Le mot chail, chil paraît être le primitif (inusité aujourd'hui) de chellouh, tente, c'est-à-dire abri, couverture, protection (chose défensive). Il est passé à l'hébreu lors de l'invasion des Scytes en Palestine (1), sous la forme « cheliat, » et les Berbères l'ont aussi retenu sous cette même forme. C'était, en effet, dans l'antiquité, et c'est encore aujourd'hui, le nom du point de l'Algérie le plus élevé au-dessus du niveau de la mer, le djebel Cheliat, point culminant du massif de l'Aoures. Ce fut d'abord un nom commun et très usuel sans nul doute, car Procope, dans son récit de la guerre des Vandales, cite cette montagne en traduisant en grec son appellation locale: «mons aspis öpos àíñiz, le mont du bouclier. »

(1) RENAN, Histoire des langues scientifiques, p. 204.

-Cette dénomination se retrouve également dans le Djur djura sous une forme qui se rapproche davantage du vocable anglo-saxon: le col et la fraction que les Arabes nomment chellata est dit par les Berbères Ichelladhen, Tizi-N-Ichelladhen. A ce radical se rattachent aussi les Ichellihen (Oulad-Cheleh), près Batna, les chellala, les chellog de Frenda, les chellouk berbères du Nil blanc, etc. Dans d'autres tribus scythes, le mot caïl signifiait bien encore une arme, mais une arme offensive, la lance, l'arme par excellence, l'arme des nobles, interdite aux vassaux, comme cela se pratique encore, au dire de Barth, dans certaines tribus touareg, où les imrad (serfs) peuvent avoir toute espèce d'armes, excepté la lance et l'épée, réservées aux seules classes nobles, qui leur abandonnent le fusil, l'arme traîtresse analogue aux flèches, avec lesquelles, à distance, le poltron a raison de l'homme de cœur.

Plusieurs autres détails historiques ou linguistiques confirment cette noblesse de la lance, arme qui, dans le dialecte berbère des îles Canaries, se dit encore tamachek, tamacheg, c'est-à-dire celle de l'Amachek, de l'homme libre.

Les rapprochements géographiques étymologiques et ethnologiques peuvent être multipliés à l'infini quand on compare les Berbères aux races skythiques et gothiques qui peuplèrent l'Europe centrale et occidentale. Nous en citerons encore quelques-uns.
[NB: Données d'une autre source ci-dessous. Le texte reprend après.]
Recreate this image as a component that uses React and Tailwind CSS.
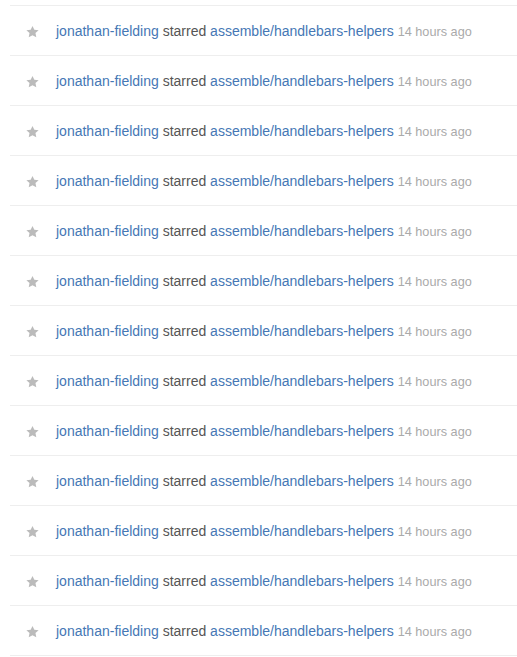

Les défilés du Taba et du Bounta, qui fermaient l'antique Dacie, ont leurs noms reproduits en Berbérie comme appellations de plusieurs montagnes ou défilés. Le djebel Bounta, près la Medjana, est devenu célèbre, en 1871, à la suite d'un beau succès remporté par le général Saussier sur le chef de l'insurrection Bou Mezrag ElMokrani (1).

(1) Bou Mezrag signifie « l'homme à la lance. » C'est un nom propre assez usuel en Algérie.